Write down every entry below once more, exactly.

* _DATA PROVIDED_
§ §

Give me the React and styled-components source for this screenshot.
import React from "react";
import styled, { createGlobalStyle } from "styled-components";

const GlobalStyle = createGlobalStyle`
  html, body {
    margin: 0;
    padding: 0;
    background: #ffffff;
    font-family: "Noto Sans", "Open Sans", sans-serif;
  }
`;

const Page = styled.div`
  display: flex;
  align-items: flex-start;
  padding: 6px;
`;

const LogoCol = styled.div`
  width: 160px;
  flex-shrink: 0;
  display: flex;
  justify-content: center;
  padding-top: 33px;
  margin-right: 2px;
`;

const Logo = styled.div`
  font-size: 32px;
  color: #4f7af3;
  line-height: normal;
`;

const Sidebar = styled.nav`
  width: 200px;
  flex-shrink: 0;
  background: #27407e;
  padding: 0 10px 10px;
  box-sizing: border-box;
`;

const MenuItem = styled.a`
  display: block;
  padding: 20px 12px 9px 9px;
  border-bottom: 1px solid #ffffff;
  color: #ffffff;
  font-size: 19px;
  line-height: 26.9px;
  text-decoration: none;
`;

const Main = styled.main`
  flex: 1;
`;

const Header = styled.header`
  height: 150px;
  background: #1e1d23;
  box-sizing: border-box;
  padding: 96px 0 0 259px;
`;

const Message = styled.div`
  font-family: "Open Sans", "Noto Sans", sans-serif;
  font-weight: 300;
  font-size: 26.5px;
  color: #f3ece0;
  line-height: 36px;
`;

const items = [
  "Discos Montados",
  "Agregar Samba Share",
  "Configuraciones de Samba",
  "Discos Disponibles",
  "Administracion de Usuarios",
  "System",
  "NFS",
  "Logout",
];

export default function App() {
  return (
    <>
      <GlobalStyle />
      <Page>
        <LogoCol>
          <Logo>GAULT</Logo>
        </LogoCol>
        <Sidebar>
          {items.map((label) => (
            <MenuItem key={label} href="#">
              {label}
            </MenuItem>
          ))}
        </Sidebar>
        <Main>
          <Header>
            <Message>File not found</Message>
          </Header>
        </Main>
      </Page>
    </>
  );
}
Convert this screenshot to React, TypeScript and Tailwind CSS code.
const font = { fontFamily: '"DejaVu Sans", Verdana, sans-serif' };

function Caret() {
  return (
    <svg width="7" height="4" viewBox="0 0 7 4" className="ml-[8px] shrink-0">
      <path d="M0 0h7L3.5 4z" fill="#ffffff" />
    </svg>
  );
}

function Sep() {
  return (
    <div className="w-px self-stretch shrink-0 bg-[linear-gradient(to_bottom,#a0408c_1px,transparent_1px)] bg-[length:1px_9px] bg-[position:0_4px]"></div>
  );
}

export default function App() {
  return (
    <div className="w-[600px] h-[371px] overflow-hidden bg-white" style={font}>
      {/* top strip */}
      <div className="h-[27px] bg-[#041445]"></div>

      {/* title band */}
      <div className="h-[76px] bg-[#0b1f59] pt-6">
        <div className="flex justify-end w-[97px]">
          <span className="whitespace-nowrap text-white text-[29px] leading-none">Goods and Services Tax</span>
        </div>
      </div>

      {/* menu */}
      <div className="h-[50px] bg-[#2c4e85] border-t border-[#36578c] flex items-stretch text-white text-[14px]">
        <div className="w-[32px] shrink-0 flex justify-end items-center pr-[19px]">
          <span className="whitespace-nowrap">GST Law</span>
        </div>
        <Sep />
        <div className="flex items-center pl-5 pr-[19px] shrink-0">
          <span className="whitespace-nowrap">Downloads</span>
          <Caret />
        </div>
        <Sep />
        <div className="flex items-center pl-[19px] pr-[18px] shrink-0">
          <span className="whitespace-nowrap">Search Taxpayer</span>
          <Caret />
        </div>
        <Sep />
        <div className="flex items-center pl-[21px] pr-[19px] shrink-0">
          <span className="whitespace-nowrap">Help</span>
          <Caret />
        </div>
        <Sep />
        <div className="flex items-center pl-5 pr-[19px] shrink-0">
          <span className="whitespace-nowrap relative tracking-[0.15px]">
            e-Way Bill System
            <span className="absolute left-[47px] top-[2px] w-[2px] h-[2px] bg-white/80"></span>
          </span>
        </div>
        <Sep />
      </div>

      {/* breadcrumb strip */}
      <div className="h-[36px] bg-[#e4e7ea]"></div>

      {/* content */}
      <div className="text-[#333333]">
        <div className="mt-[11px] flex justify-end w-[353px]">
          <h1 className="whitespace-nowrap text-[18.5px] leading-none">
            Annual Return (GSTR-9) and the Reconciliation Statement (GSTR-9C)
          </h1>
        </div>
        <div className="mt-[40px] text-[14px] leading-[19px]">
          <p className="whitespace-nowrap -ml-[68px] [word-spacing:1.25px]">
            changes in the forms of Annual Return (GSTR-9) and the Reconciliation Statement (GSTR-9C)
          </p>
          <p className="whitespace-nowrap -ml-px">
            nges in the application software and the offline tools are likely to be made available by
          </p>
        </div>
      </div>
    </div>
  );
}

§ §

* _FULL SOLUTION_
Give me the React and styled-components source for this screenshot.
import React from "react";
import styled, { createGlobalStyle } from "styled-components";

const GlobalStyle = createGlobalStyle`
  html, body {
    margin: 0;
    padding: 0;
    background: #ffffff;
    font-family: "Noto Sans", "Open Sans", sans-serif;
  }
`;

const Page = styled.div`
  display: flex;
  align-items: flex-start;
  padding: 6px;
`;

const LogoCol = styled.div`
  width: 160px;
  flex-shrink: 0;
  display: flex;
  justify-content: center;
  padding-top: 33px;
  margin-right: 2px;
`;

const Logo = styled.div`
  font-size: 32px;
  color: #4f7af3;
  line-height: normal;
`;

const Sidebar = styled.nav`
  width: 200px;
  flex-shrink: 0;
  background: #27407e;
  padding: 0 10px 10px;
  box-sizing: border-box;
`;

const MenuItem = styled.a`
  display: block;
  padding: 20px 12px 9px 9px;
  border-bottom: 1px solid #ffffff;
  color: #ffffff;
  font-size: 19px;
  line-height: 26.9px;
  text-decoration: none;
`;

const Main = styled.main`
  flex: 1;
`;

const Header = styled.header`
  height: 150px;
  background: #1e1d23;
  box-sizing: border-box;
  padding: 96px 0 0 259px;
`;

const Message = styled.div`
  font-family: "Open Sans", "Noto Sans", sans-serif;
  font-weight: 300;
  font-size: 26.5px;
  color: #f3ece0;
  line-height: 36px;
`;

const items = [
  "Discos Montados",
  "Agregar Samba Share",
  "Configuraciones de Samba",
  "Discos Disponibles",
  "Administracion de Usuarios",
  "System",
  "NFS",
  "Logout",
];

export default function App() {
  return (
    <>
      <GlobalStyle />
      <Page>
        <LogoCol>
          <Logo>GAULT</Logo>
        </LogoCol>
        <Sidebar>
          {items.map((label) => (
            <MenuItem key={label} href="#">
              {label}
            </MenuItem>
          ))}
        </Sidebar>
        <Main>
          <Header>
            <Message>File not found</Message>
          </Header>
        </Main>
      </Page>
    </>
  );
}
Convert this screenshot to React, TypeScript and Tailwind CSS code.
const font = { fontFamily: '"DejaVu Sans", Verdana, sans-serif' };

function Caret() {
  return (
    <svg width="7" height="4" viewBox="0 0 7 4" className="ml-[8px] shrink-0">
      <path d="M0 0h7L3.5 4z" fill="#ffffff" />
    </svg>
  );
}

function Sep() {
  return (
    <div className="w-px self-stretch shrink-0 bg-[linear-gradient(to_bottom,#a0408c_1px,transparent_1px)] bg-[length:1px_9px] bg-[position:0_4px]"></div>
  );
}

export default function App() {
  return (
    <div className="w-[600px] h-[371px] overflow-hidden bg-white" style={font}>
      {/* top strip */}
      <div className="h-[27px] bg-[#041445]"></div>

      {/* title band */}
      <div className="h-[76px] bg-[#0b1f59] pt-6">
        <div className="flex justify-end w-[97px]">
          <span className="whitespace-nowrap text-white text-[29px] leading-none">Goods and Services Tax</span>
        </div>
      </div>

      {/* menu */}
      <div className="h-[50px] bg-[#2c4e85] border-t border-[#36578c] flex items-stretch text-white text-[14px]">
        <div className="w-[32px] shrink-0 flex justify-end items-center pr-[19px]">
          <span className="whitespace-nowrap">GST Law</span>
        </div>
        <Sep />
        <div className="flex items-center pl-5 pr-[19px] shrink-0">
          <span className="whitespace-nowrap">Downloads</span>
          <Caret />
        </div>
        <Sep />
        <div className="flex items-center pl-[19px] pr-[18px] shrink-0">
          <span className="whitespace-nowrap">Search Taxpayer</span>
          <Caret />
        </div>
        <Sep />
        <div className="flex items-center pl-[21px] pr-[19px] shrink-0">
          <span className="whitespace-nowrap">Help</span>
          <Caret />
        </div>
        <Sep />
        <div className="flex items-center pl-5 pr-[19px] shrink-0">
          <span className="whitespace-nowrap relative tracking-[0.15px]">
            e-Way Bill System
            <span className="absolute left-[47px] top-[2px] w-[2px] h-[2px] bg-white/80"></span>
          </span>
        </div>
        <Sep />
      </div>

      {/* breadcrumb strip */}
      <div className="h-[36px] bg-[#e4e7ea]"></div>

      {/* content */}
      <div className="text-[#333333]">
        <div className="mt-[11px] flex justify-end w-[353px]">
          <h1 className="whitespace-nowrap text-[18.5px] leading-none">
            Annual Return (GSTR-9) and the Reconciliation Statement (GSTR-9C)
          </h1>
        </div>
        <div className="mt-[40px] text-[14px] leading-[19px]">
          <p className="whitespace-nowrap -ml-[68px] [word-spacing:1.25px]">
            changes in the forms of Annual Return (GSTR-9) and the Reconciliation Statement (GSTR-9C)
          </p>
          <p className="whitespace-nowrap -ml-px">
            nges in the application software and the offline tools are likely to be made available by
          </p>
        </div>
      </div>
    </div>
  );
}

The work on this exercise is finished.